Étant donné que ce motif en couches chez la souris ressemble à des dispositions similaires observées chez les primates et les humains, y compris des variations comparables de l’épaisseur de CA1, les chercheurs pensent que cette organisation pourrait être partagée par de nombreuses espèces de mammifères. Des travaux supplémentaires sont nécessaires pour déterminer dans quelle mesure cette structure chez l’homme correspond à ce qui a été observé chez la souris, mais les résultats constituent un point de départ solide pour de futures études examinant comment l’architecture hippocampique soutient la mémoire et la cognition.
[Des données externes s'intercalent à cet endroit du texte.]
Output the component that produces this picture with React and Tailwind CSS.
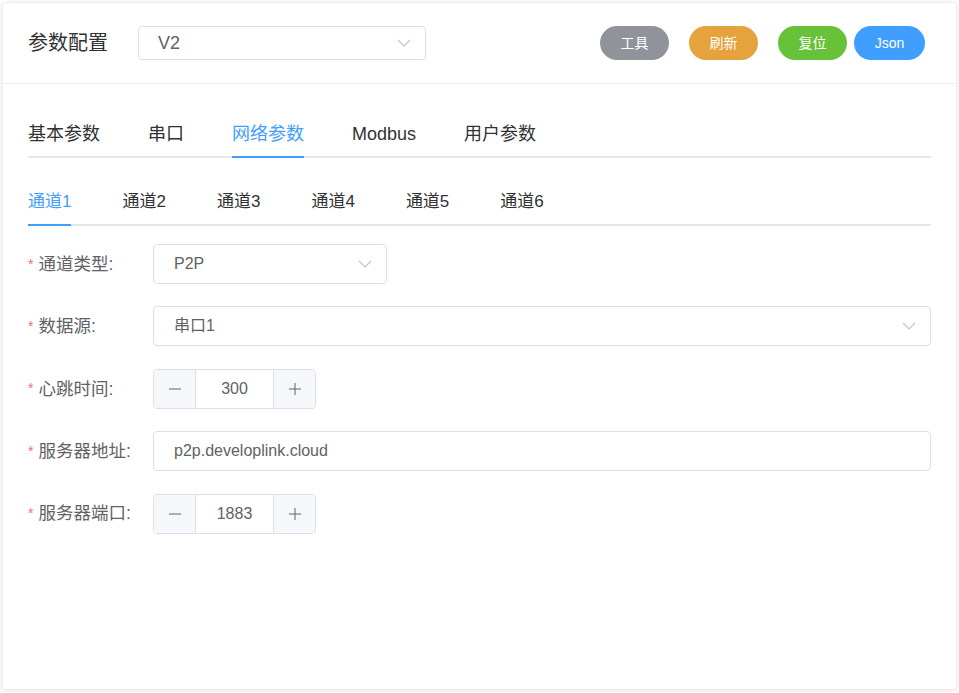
import { useState } from 'react';

const font = { fontFamily: '"Liberation Sans", "Noto Sans CJK SC", sans-serif' };

const mainTabs = ['基本参数', '串口', '网络参数', 'Modbus', '用户参数'];
const channelTabs = ['通道1', '通道2', '通道3', '通道4', '通道5', '通道6'];

const Chevron = () => (
  <svg width="14" height="8" viewBox="0 0 14 8" fill="none" className="shrink-0">
    <polyline points="1,1 7,7 13,1" stroke="#c0c4cc" strokeWidth="1.2" />
  </svg>
);

const Select = ({ value, className = '', textSize = 'text-[16px]', pl = 'pl-[20px]' }) => (
  <div
    className={`flex items-center justify-between bg-white border border-[#dcdfe6] rounded-[4px] pr-[14px] ${pl} ${className}`}
  >
    <span className={`${textSize} text-[#606266]`}>{value}</span>
    <Chevron />
  </div>
);

const NumberInput = ({ value }) => (
  <div className="flex h-[40px] w-[163px] border border-[#dcdfe6] rounded-[4px] overflow-hidden bg-white">
    <div className="w-[42px] flex items-center justify-center bg-[#f5f7fa] border-r border-[#dcdfe6]">
      <svg width="14" height="14" viewBox="0 0 14 14">
        <line x1="1" y1="7" x2="13" y2="7" stroke="#606266" strokeWidth="1" />
      </svg>
    </div>
    <div className="flex-1 flex items-center justify-center text-[16px] text-[#606266]">{value}</div>
    <div className="w-[42px] flex items-center justify-center bg-[#f5f7fa] border-l border-[#dcdfe6]">
      <svg width="14" height="14" viewBox="0 0 14 14">
        <line x1="1" y1="7" x2="13" y2="7" stroke="#606266" strokeWidth="1" />
        <line x1="7" y1="1" x2="7" y2="13" stroke="#606266" strokeWidth="1" />
      </svg>
    </div>
  </div>
);

const FormItem = ({ label, children }) => (
  <div className="flex items-center h-[40px]">
    <div className="w-[125px] shrink-0 flex items-center">
      <span className="text-[14px] text-[#f56c6c] mr-[5px]">*</span>
      <span className="text-[17.5px] text-[#606266]">{label}:</span>
    </div>
    {children}
  </div>
);

export default function App() {
  const [tab, setTab] = useState(2);
  const [channel, setChannel] = useState(0);

  return (
    <div className="bg-white p-[2px]" style={font}>
      <div className="h-[688px] bg-white border border-[#ebeef5] rounded-[4px] shadow-[0_2px_12px_0_rgba(0,0,0,0.1)] overflow-hidden">
        {/* Header */}
        <div className="flex items-center py-[23px] pl-[25px] pr-[31px] border-b border-[#ebeef5]">
          <span className="text-[20px] text-[#303133]">参数配置</span>
          <Select value="V2" className="ml-[30px] w-[288px] h-[34px]" textSize="text-[18px]" pl="pl-[19px]" />
          <div className="ml-auto flex items-center">
            <button className="w-[69px] h-[34px] rounded-full bg-[#909399] text-white text-[14px]">工具</button>
            <button className="ml-[20px] w-[69px] h-[34px] rounded-full bg-[#e6a23c] text-white text-[14px]">刷新</button>
            <button className="ml-[20px] w-[69px] h-[34px] rounded-full bg-[#67c23a] text-white text-[14px]">复位</button>
            <button className="ml-[7px] w-[71px] h-[34px] rounded-full bg-[#409eff] text-white text-[14px]">Json</button>
          </div>
        </div>

        {/* Body */}
        <div className="px-[25px]">
          {/* Main tabs */}
          <div className="mt-[38px] flex border-b-2 border-[#e4e7ed]">
            {mainTabs.map((t, i) => (
              <div
                key={t}
                onClick={() => setTab(i)}
                className={`relative pb-[10px] cursor-pointer ${i === 0 ? 'pr-[24px]' : 'px-[24px]'}`}
              >
                <span
                  className={`block text-[18px] leading-[24px] ${tab === i ? 'text-[#409eff]' : 'text-[#303133]'}`}
                >
                  {t}
                </span>
                {tab === i && (
                  <span
                    className={`absolute bottom-[-2px] h-[2px] bg-[#409eff] ${i === 0 ? 'left-0 right-[24px]' : 'left-[24px] right-[24px]'}`}
                  />
                )}
              </div>
            ))}
          </div>

          {/* Channel tabs */}
          <div className="mt-[33px] flex border-b-2 border-[#e4e7ed]">
            {channelTabs.map((t, i) => (
              <div
                key={t}
                onClick={() => setChannel(i)}
                className={`relative pb-[11px] cursor-pointer ${i === 0 ? 'pr-[25.5px]' : 'px-[25.5px]'}`}
              >
                <span
                  className={`block text-[17px] leading-[22px] ${channel === i ? 'text-[#409eff]' : 'text-[#303133]'}`}
                >
                  {t}
                </span>
                {channel === i && (
                  <span
                    className={`absolute bottom-[-2px] h-[2px] bg-[#409eff] ${i === 0 ? 'left-0 right-[25.5px]' : 'left-[25.5px] right-[25.5px]'}`}
                  />
                )}
              </div>
            ))}
          </div>

          {/* Form */}
          <div className="mt-[18px] flex flex-col gap-[22.4px]">
            <FormItem label="通道类型">
              <Select value="P2P" className="w-[234px] h-[40px]" />
            </FormItem>
            <FormItem label="数据源">
              <Select value="串口1" className="flex-1 h-[40px]" />
            </FormItem>
            <FormItem label="心跳时间">
              <NumberInput value="300" />
            </FormItem>
            <FormItem label="服务器地址">
              <div className="flex-1 h-[40px] flex items-center pl-[20px] border border-[#dcdfe6] rounded-[4px] text-[16px] text-[#606266]">
                p2p.developlink.cloud
              </div>
            </FormItem>
            <FormItem label="服务器端口">
              <NumberInput value="1883" />
            </FormItem>
          </div>
        </div>
      </div>
    </div>
  );
}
“Comprendre comment ces couches sont liées au comportement est la prochaine frontière”, a déclaré Bienkowski. “Nous disposons désormais d’un cadre pour étudier comment des couches neuronales spécifiques contribuent à des fonctions aussi différentes que la mémoire, la navigation et les émotions, et comment leur perturbation peut conduire à des maladies.”
À propos de l’étude
Outre Bienkowski et Pachicano, les autres auteurs de l’étude comprennent Shrey Mehta, Angela Hurtado, Tyler Ard, Jim Stanis et Bayla Breningstall.
Ce travail a été soutenu par les National Institutes of Health/National Institute of Aging (K01AG066847, R36AG087310-01, supplément P30-AG066530-03S1), la National Science Foundation (subvention 2121164) et le financement du USC Center for Neuronal Longevity. Les données de recherche rapportées dans cette publication ont été soutenues par le Bureau du directeur des National Institutes of Health sous le numéro de récompense S10OD032285.